__Work to do__. Search the data below for "index"; list each line that holds it.

— Start of Given data —

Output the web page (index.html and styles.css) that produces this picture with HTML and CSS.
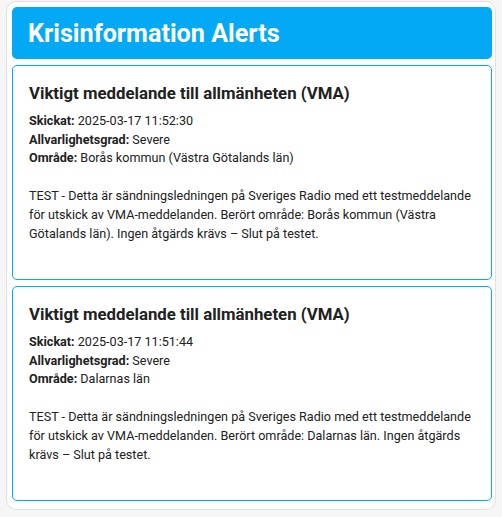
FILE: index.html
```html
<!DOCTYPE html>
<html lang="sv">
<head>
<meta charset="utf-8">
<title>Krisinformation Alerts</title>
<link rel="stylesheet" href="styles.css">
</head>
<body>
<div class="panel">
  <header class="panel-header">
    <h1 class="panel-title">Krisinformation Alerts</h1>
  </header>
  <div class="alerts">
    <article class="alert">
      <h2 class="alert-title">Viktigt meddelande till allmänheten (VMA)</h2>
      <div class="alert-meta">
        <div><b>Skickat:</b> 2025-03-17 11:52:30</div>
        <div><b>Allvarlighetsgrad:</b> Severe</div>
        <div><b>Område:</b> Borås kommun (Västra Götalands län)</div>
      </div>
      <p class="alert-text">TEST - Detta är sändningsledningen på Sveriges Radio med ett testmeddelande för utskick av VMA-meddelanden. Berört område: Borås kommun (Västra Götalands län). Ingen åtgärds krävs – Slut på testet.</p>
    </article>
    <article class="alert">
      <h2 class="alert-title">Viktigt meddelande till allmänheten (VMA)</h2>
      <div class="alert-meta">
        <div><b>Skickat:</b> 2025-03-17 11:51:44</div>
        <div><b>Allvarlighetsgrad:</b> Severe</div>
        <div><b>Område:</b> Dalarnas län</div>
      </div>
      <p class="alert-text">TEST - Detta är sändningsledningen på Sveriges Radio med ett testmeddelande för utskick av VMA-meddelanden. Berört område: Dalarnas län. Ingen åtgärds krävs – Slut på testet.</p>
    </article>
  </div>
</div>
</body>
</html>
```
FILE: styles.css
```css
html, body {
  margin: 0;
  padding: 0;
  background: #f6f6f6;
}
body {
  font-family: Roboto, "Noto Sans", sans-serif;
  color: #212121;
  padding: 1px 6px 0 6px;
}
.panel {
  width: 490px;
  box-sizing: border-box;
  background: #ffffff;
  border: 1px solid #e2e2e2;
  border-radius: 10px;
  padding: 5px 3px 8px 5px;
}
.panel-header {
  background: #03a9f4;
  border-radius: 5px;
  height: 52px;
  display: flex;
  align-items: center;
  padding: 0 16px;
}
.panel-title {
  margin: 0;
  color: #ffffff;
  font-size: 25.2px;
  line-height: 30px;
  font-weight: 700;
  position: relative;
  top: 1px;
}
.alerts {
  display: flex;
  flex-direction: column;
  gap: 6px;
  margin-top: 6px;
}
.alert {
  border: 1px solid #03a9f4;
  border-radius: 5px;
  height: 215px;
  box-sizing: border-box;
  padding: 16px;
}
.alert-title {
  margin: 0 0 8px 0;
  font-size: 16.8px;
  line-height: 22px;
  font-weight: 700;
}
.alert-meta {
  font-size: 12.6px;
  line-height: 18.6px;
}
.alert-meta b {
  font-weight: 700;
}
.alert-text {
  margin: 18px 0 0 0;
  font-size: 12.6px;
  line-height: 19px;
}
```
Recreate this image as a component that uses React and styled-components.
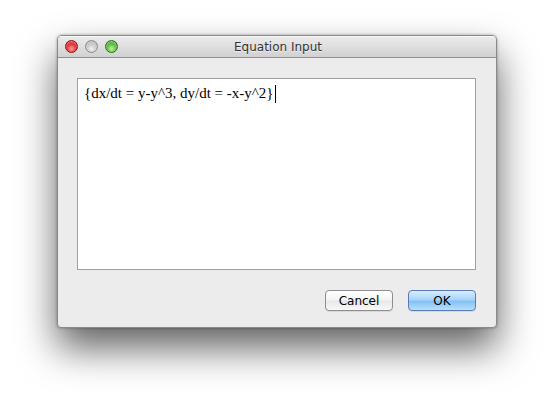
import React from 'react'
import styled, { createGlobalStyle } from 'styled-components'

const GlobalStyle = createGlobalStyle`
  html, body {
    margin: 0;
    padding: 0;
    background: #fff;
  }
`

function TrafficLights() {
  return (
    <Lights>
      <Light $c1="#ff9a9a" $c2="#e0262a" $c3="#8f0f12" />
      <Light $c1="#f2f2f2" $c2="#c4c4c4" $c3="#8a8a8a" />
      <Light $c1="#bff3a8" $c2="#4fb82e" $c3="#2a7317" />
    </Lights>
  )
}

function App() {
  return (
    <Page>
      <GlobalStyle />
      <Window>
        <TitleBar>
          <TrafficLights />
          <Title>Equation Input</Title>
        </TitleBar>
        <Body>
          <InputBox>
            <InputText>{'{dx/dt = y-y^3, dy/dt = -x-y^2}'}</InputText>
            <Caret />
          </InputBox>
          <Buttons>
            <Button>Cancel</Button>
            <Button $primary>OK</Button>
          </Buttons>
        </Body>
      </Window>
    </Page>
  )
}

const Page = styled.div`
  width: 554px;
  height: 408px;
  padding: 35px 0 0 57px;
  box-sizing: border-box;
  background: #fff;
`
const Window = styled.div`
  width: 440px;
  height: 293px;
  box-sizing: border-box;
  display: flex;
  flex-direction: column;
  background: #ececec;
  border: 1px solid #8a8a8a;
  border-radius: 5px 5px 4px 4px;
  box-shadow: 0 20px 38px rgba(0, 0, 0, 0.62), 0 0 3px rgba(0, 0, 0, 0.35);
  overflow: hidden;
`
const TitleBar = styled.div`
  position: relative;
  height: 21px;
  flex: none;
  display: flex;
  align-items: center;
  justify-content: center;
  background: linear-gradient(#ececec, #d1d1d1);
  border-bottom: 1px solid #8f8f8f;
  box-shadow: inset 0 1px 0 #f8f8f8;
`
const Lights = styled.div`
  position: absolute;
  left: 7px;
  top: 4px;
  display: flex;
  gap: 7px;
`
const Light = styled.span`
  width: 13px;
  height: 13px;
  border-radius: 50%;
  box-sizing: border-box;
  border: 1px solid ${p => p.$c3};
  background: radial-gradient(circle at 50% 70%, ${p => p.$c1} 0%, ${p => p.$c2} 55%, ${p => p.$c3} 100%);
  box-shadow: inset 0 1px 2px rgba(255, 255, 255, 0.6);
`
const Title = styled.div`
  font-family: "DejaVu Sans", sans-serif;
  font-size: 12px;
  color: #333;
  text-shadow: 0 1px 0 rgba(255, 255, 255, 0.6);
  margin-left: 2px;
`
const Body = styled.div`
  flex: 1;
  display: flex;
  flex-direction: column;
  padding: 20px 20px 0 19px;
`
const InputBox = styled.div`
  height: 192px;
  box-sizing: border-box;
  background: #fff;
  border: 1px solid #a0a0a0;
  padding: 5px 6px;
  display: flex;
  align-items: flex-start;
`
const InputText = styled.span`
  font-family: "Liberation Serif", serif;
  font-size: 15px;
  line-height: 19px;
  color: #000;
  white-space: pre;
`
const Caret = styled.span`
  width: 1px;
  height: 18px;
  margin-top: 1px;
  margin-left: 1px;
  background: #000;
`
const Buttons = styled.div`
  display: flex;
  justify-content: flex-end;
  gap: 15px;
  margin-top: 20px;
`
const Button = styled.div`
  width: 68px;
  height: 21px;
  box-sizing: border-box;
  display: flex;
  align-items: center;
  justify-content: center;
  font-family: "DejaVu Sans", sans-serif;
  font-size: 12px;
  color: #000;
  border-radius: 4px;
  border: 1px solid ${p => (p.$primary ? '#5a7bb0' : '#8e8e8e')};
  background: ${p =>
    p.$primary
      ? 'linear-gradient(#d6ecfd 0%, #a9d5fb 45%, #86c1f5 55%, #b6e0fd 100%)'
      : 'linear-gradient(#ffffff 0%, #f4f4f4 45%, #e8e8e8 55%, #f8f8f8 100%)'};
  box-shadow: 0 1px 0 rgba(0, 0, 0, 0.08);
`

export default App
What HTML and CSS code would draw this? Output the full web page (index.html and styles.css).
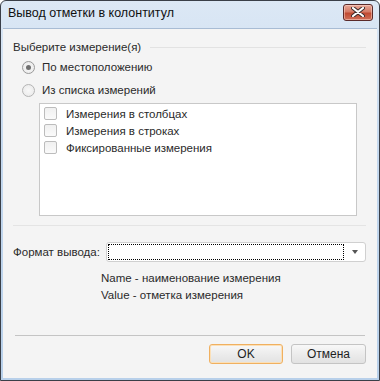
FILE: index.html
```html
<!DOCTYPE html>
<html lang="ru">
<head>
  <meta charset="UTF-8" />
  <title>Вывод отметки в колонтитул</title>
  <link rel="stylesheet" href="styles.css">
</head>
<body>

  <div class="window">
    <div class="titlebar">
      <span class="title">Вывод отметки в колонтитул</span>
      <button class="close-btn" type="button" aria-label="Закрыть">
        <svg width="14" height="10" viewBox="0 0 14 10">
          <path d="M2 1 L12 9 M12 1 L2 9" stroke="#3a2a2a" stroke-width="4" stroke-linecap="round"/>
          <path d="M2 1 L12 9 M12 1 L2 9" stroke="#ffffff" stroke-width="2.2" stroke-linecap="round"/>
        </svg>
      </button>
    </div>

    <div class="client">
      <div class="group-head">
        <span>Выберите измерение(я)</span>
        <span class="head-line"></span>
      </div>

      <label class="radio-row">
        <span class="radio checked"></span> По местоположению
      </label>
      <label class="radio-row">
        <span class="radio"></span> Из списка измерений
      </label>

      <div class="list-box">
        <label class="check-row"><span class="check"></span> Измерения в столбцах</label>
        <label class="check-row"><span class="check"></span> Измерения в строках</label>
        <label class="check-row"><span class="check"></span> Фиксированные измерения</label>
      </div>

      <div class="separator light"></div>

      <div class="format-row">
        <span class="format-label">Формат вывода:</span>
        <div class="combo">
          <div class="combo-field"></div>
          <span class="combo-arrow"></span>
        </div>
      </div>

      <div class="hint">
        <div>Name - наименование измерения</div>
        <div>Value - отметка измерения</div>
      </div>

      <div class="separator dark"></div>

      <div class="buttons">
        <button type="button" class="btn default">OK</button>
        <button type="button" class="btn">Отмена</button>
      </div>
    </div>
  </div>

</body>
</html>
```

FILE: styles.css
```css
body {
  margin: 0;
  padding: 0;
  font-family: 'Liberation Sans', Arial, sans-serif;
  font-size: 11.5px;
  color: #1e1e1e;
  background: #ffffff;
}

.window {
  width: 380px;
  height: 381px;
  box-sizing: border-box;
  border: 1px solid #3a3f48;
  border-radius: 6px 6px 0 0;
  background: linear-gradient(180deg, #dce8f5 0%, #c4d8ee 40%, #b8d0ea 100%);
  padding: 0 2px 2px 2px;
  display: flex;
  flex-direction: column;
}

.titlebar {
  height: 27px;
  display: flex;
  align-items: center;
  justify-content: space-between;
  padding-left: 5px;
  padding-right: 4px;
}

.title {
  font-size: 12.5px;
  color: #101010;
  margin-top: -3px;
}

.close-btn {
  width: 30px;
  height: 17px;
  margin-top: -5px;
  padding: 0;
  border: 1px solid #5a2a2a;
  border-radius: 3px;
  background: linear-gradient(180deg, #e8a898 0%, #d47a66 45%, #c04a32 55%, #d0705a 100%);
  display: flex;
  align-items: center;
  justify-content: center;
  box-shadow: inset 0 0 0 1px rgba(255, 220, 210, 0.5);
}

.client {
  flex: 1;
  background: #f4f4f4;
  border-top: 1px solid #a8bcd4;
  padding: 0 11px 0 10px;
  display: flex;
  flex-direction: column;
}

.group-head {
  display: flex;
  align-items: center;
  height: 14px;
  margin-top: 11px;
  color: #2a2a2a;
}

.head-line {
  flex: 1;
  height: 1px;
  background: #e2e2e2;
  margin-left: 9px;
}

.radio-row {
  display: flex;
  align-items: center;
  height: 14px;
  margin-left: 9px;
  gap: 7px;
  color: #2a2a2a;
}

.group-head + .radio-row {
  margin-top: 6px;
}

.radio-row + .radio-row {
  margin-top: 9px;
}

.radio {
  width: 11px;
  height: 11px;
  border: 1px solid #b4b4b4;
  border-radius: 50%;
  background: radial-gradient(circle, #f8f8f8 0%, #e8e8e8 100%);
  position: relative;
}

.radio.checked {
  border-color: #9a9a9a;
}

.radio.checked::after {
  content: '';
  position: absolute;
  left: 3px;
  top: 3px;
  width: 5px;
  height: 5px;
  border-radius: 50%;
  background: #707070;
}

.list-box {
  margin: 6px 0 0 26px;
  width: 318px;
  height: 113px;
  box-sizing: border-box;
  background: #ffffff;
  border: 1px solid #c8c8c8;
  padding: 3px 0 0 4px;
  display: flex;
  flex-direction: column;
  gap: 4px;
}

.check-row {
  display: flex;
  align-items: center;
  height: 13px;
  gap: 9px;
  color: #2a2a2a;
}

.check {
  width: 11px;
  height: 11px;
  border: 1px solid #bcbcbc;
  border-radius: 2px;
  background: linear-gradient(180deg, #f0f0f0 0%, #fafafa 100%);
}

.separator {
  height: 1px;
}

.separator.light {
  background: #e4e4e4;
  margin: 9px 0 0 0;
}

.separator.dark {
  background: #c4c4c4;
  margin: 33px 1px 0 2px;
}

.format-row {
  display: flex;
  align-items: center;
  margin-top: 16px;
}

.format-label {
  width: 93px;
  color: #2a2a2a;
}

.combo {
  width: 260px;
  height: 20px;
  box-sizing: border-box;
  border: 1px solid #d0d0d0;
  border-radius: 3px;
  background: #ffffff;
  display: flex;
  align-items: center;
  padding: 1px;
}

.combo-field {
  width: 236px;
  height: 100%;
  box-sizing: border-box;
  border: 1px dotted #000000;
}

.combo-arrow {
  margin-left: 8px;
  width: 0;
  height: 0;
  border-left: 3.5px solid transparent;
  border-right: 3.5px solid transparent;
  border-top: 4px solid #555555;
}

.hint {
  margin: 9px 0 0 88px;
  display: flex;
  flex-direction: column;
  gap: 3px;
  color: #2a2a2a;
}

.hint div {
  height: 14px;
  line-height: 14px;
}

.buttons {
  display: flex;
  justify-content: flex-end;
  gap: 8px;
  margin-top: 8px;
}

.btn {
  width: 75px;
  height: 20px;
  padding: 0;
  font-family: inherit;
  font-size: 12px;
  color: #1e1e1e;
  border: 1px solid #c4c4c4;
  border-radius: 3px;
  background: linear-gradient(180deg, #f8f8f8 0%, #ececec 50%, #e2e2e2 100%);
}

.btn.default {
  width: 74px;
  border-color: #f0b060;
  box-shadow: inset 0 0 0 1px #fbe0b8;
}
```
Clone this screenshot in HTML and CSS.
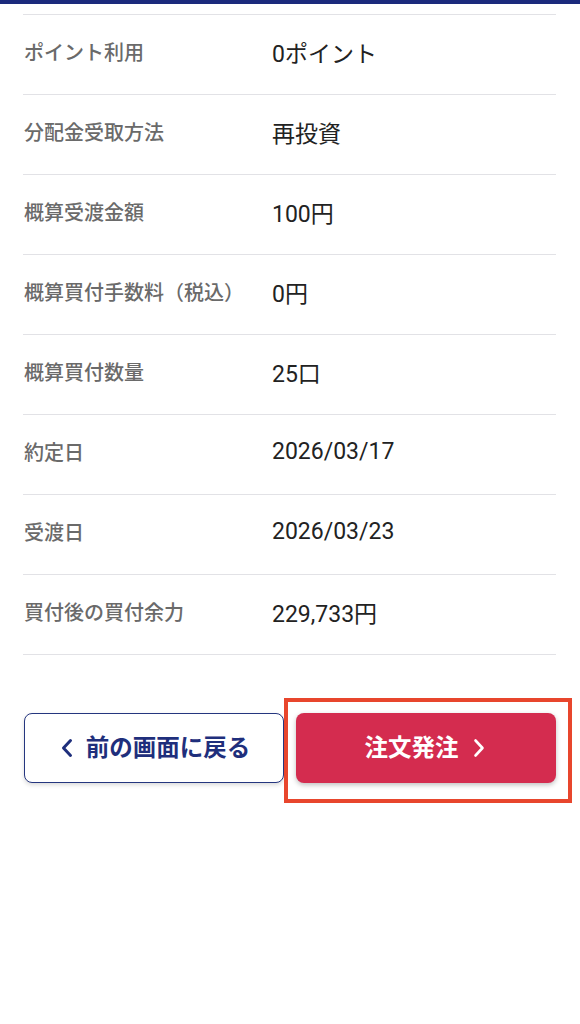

— End of Given data —

__Output of the exercise__.
Output the web page (index.html and styles.css) that produces this picture with HTML and CSS.
FILE: index.html
What HTML and CSS code would draw this? Output the full web page (index.html and styles.css).
FILE: index.html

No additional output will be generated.